Stored records:

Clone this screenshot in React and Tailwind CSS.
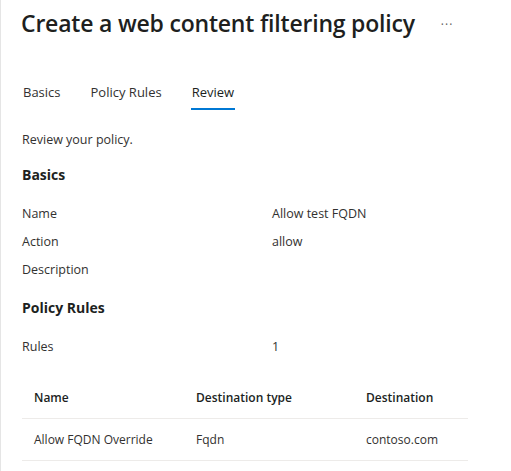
const basics = [
  { label: 'Name', value: 'Allow test FQDN' },
  { label: 'Action', value: 'allow' },
  { label: 'Description', value: '' },
];

const tabs = ['Basics', 'Policy Rules', 'Review'];

export default function App() {
  return (
    <div className="w-[511px] h-[471px] bg-white border-l border-[#e5e5e5] overflow-hidden text-[#323130] font-['Open_Sans',sans-serif]">
      {/* Header */}
      <div className="flex items-center pl-5 pt-[6px] h-[40px]">
        <h1 className="text-[23px] font-semibold text-[#201f1e] tracking-[-0.2px]">Create a web content filtering policy</h1>
        <span className="ml-[26px] mt-[4px] text-[12px] tracking-[1px] text-[#605e5c]">···</span>
      </div>

      {/* Tabs */}
      <div className="flex gap-[28px] pl-[21px] mt-[43px] text-[13px]">
        {tabs.map((t) => (
          <div key={t} className={`px-[1px] pb-[5px] border-b-2 ${t === 'Review' ? 'border-[#0078d4] text-[#201f1e]' : 'border-transparent text-[#323130]'}`}>
            {t}
          </div>
        ))}
      </div>

      <div className="pl-[21px] pr-[43px] text-[12.5px]">
        <p className="mt-[21px]">Review your policy.</p>

        <h2 className="mt-[15px] text-[14px] font-bold text-[#201f1e]">Basics</h2>
        <div className="mt-[19px] flex flex-col gap-[8px]">
          {basics.map((r) => (
            <div key={r.label} className="grid grid-cols-[250px_1fr] h-[20px] items-center">
              <span>{r.label}</span>
              <span>{r.value}</span>
            </div>
          ))}
        </div>

        <h2 className="mt-[17px] text-[14px] font-bold text-[#201f1e]">Policy Rules</h2>
        <div className="mt-[20px] grid grid-cols-[250px_1fr]">
          <span>Rules</span>
          <span>1</span>
        </div>

        <div className="mt-[20px] text-[12px]">
          <div className="grid grid-cols-[162px_170px_1fr] pl-3 h-[42px] items-center border-b border-[#edebe9] font-semibold text-[#201f1e]">
            <span>Name</span>
            <span>Destination type</span>
            <span>Destination</span>
          </div>
          <div className="grid grid-cols-[162px_170px_1fr] pl-3 h-[42px] items-center border-b border-[#edebe9]">
            <span>Allow FQDN Override</span>
            <span>Fqdn</span>
            <span>contoso.com</span>
          </div>
        </div>
      </div>
    </div>
  );
}
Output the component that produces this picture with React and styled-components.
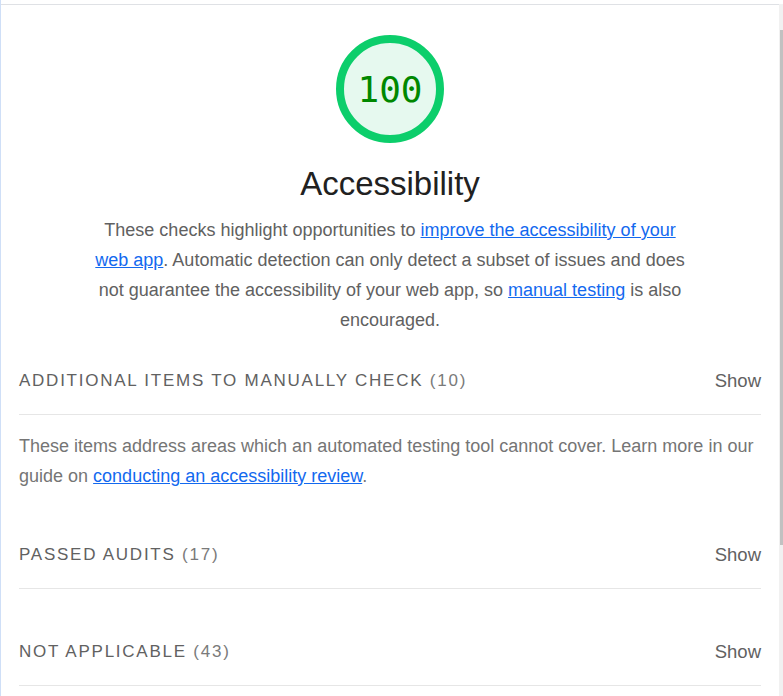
import styled, { createGlobalStyle } from "styled-components";

const GlobalStyle = createGlobalStyle`
  html, body {
    margin: 0;
    padding: 0;
    background: #fff;
  }
  body {
    font-family: "Liberation Sans", Arial, sans-serif;
  }
`;

const Frame = styled.div`
  display: flex;
  height: 696px;
  overflow: hidden;
  border-left: 1px solid #cfdff7;
  box-sizing: border-box;
`;

const Panel = styled.main`
  flex: 1;
  margin-top: 4px;
  border-top: 1px solid #dfe1e5;
  padding: 0 18px;
  min-width: 0;
`;

const ScrollTrack = styled.div`
  width: 4px;
  margin-top: 4px;
  background: #f1f1f1;
  display: flex;
  flex-direction: column;
`;

const ScrollThumb = styled.div`
  margin-top: 26px;
  margin-left: 1px;
  height: 515px;
  background: #c1c1c1;
`;

const Header = styled.header`
  display: flex;
  flex-direction: column;
  align-items: center;
  text-align: center;
`;

const Gauge = styled.div`
  margin-top: 30px;
  width: 108px;
  height: 108px;
  box-sizing: border-box;
  border: 8px solid #0cce6b;
  border-radius: 50%;
  background: #e6f9ef;
  display: flex;
  align-items: center;
  justify-content: center;
  font-family: "DejaVu Sans Mono", "Liberation Mono", monospace;
  font-size: 36px;
  color: #008800;
`;

const Title = styled.h1`
  margin: 21px 0 0;
  font-size: 33px;
  font-weight: 400;
  line-height: 40px;
  color: #212121;
`;

const Description = styled.p`
  margin: 11px 0 0;
  max-width: 600px;
  font-size: 18px;
  line-height: 30px;
  color: #616161;
`;

const Link = styled.a`
  color: #1369ef;
  text-decoration: underline;
`;

const Group = styled.section`
  margin-top: ${(p) => p.$top}px;
`;

const GroupHead = styled.div`
  display: flex;
  justify-content: space-between;
  align-items: center;
  padding-bottom: 18px;
  border-bottom: 1px solid #e6e6e6;
  line-height: 30px;
`;

const GroupTitle = styled.span`
  font-size: 17px;
  text-transform: uppercase;
  letter-spacing: 1.75px;
  color: #616161;
`;

const Count = styled.span`
  color: #7a7a7a;
`;

const Toggle = styled.span`
  font-size: 18.5px;
  color: #616161;
`;

const GroupText = styled.p`
  margin: 16px 0 0;
  font-size: 18px;
  line-height: 30px;
  color: #757575;
`;

const groups = [
  {
    title: "Additional items to manually check",
    count: 10,
    top: 31,
    text: (
      <>
        These items address areas which an automated testing tool cannot cover. Learn more in our guide on{" "}
        <Link href="#">conducting an accessibility review</Link>.
      </>
    ),
  },
  { title: "Passed audits", count: 17, top: 49 },
  { title: "Not applicable", count: 43, top: 48 },
];

export default function App() {
  return (
    <>
      <GlobalStyle />
      <Frame>
        <Panel>
          <Header>
            <Gauge>100</Gauge>
            <Title>Accessibility</Title>
            <Description>
              These checks highlight opportunities to{" "}
              <Link href="#">improve the accessibility of your web app</Link>. Automatic detection can only
              detect a subset of issues and does not guarantee the accessibility of your web app, so{" "}
              <Link href="#">manual testing</Link> is also encouraged.
            </Description>
          </Header>
          {groups.map((g) => (
            <Group key={g.title} $top={g.top}>
              <GroupHead>
                <GroupTitle>
                  {g.title} <Count>({g.count})</Count>
                </GroupTitle>
                <Toggle>Show</Toggle>
              </GroupHead>
              {g.text && <GroupText>{g.text}</GroupText>}
            </Group>
          ))}
        </Panel>
        <ScrollTrack>
          <ScrollThumb />
        </ScrollTrack>
      </Frame>
    </>
  );
}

• Problem description:
Exactly as written, return every line of the listing, but not the pictures.

• Solution to the problem:
Clone this screenshot in React and Tailwind CSS.
const basics = [
  { label: 'Name', value: 'Allow test FQDN' },
  { label: 'Action', value: 'allow' },
  { label: 'Description', value: '' },
];

const tabs = ['Basics', 'Policy Rules', 'Review'];

export default function App() {
  return (
    <div className="w-[511px] h-[471px] bg-white border-l border-[#e5e5e5] overflow-hidden text-[#323130] font-['Open_Sans',sans-serif]">
      {/* Header */}
      <div className="flex items-center pl-5 pt-[6px] h-[40px]">
        <h1 className="text-[23px] font-semibold text-[#201f1e] tracking-[-0.2px]">Create a web content filtering policy</h1>
        <span className="ml-[26px] mt-[4px] text-[12px] tracking-[1px] text-[#605e5c]">···</span>
      </div>

      {/* Tabs */}
      <div className="flex gap-[28px] pl-[21px] mt-[43px] text-[13px]">
        {tabs.map((t) => (
          <div key={t} className={`px-[1px] pb-[5px] border-b-2 ${t === 'Review' ? 'border-[#0078d4] text-[#201f1e]' : 'border-transparent text-[#323130]'}`}>
            {t}
          </div>
        ))}
      </div>

      <div className="pl-[21px] pr-[43px] text-[12.5px]">
        <p className="mt-[21px]">Review your policy.</p>

        <h2 className="mt-[15px] text-[14px] font-bold text-[#201f1e]">Basics</h2>
        <div className="mt-[19px] flex flex-col gap-[8px]">
          {basics.map((r) => (
            <div key={r.label} className="grid grid-cols-[250px_1fr] h-[20px] items-center">
              <span>{r.label}</span>
              <span>{r.value}</span>
            </div>
          ))}
        </div>

        <h2 className="mt-[17px] text-[14px] font-bold text-[#201f1e]">Policy Rules</h2>
        <div className="mt-[20px] grid grid-cols-[250px_1fr]">
          <span>Rules</span>
          <span>1</span>
        </div>

        <div className="mt-[20px] text-[12px]">
          <div className="grid grid-cols-[162px_170px_1fr] pl-3 h-[42px] items-center border-b border-[#edebe9] font-semibold text-[#201f1e]">
            <span>Name</span>
            <span>Destination type</span>
            <span>Destination</span>
          </div>
          <div className="grid grid-cols-[162px_170px_1fr] pl-3 h-[42px] items-center border-b border-[#edebe9]">
            <span>Allow FQDN Override</span>
            <span>Fqdn</span>
            <span>contoso.com</span>
          </div>
        </div>
      </div>
    </div>
  );
}
Output the component that produces this picture with React and styled-components.
import styled, { createGlobalStyle } from "styled-components";

const GlobalStyle = createGlobalStyle`
  html, body {
    margin: 0;
    padding: 0;
    background: #fff;
  }
  body {
    font-family: "Liberation Sans", Arial, sans-serif;
  }
`;

const Frame = styled.div`
  display: flex;
  height: 696px;
  overflow: hidden;
  border-left: 1px solid #cfdff7;
  box-sizing: border-box;
`;

const Panel = styled.main`
  flex: 1;
  margin-top: 4px;
  border-top: 1px solid #dfe1e5;
  padding: 0 18px;
  min-width: 0;
`;

const ScrollTrack = styled.div`
  width: 4px;
  margin-top: 4px;
  background: #f1f1f1;
  display: flex;
  flex-direction: column;
`;

const ScrollThumb = styled.div`
  margin-top: 26px;
  margin-left: 1px;
  height: 515px;
  background: #c1c1c1;
`;

const Header = styled.header`
  display: flex;
  flex-direction: column;
  align-items: center;
  text-align: center;
`;

const Gauge = styled.div`
  margin-top: 30px;
  width: 108px;
  height: 108px;
  box-sizing: border-box;
  border: 8px solid #0cce6b;
  border-radius: 50%;
  background: #e6f9ef;
  display: flex;
  align-items: center;
  justify-content: center;
  font-family: "DejaVu Sans Mono", "Liberation Mono", monospace;
  font-size: 36px;
  color: #008800;
`;

const Title = styled.h1`
  margin: 21px 0 0;
  font-size: 33px;
  font-weight: 400;
  line-height: 40px;
  color: #212121;
`;

const Description = styled.p`
  margin: 11px 0 0;
  max-width: 600px;
  font-size: 18px;
  line-height: 30px;
  color: #616161;
`;

const Link = styled.a`
  color: #1369ef;
  text-decoration: underline;
`;

const Group = styled.section`
  margin-top: ${(p) => p.$top}px;
`;

const GroupHead = styled.div`
  display: flex;
  justify-content: space-between;
  align-items: center;
  padding-bottom: 18px;
  border-bottom: 1px solid #e6e6e6;
  line-height: 30px;
`;

const GroupTitle = styled.span`
  font-size: 17px;
  text-transform: uppercase;
  letter-spacing: 1.75px;
  color: #616161;
`;

const Count = styled.span`
  color: #7a7a7a;
`;

const Toggle = styled.span`
  font-size: 18.5px;
  color: #616161;
`;

const GroupText = styled.p`
  margin: 16px 0 0;
  font-size: 18px;
  line-height: 30px;
  color: #757575;
`;

const groups = [
  {
    title: "Additional items to manually check",
    count: 10,
    top: 31,
    text: (
      <>
        These items address areas which an automated testing tool cannot cover. Learn more in our guide on{" "}
        <Link href="#">conducting an accessibility review</Link>.
      </>
    ),
  },
  { title: "Passed audits", count: 17, top: 49 },
  { title: "Not applicable", count: 43, top: 48 },
];

export default function App() {
  return (
    <>
      <GlobalStyle />
      <Frame>
        <Panel>
          <Header>
            <Gauge>100</Gauge>
            <Title>Accessibility</Title>
            <Description>
              These checks highlight opportunities to{" "}
              <Link href="#">improve the accessibility of your web app</Link>. Automatic detection can only
              detect a subset of issues and does not guarantee the accessibility of your web app, so{" "}
              <Link href="#">manual testing</Link> is also encouraged.
            </Description>
          </Header>
          {groups.map((g) => (
            <Group key={g.title} $top={g.top}>
              <GroupHead>
                <GroupTitle>
                  {g.title} <Count>({g.count})</Count>
                </GroupTitle>
                <Toggle>Show</Toggle>
              </GroupHead>
              {g.text && <GroupText>{g.text}</GroupText>}
            </Group>
          ))}
        </Panel>
        <ScrollTrack>
          <ScrollThumb />
        </ScrollTrack>
      </Frame>
    </>
  );
}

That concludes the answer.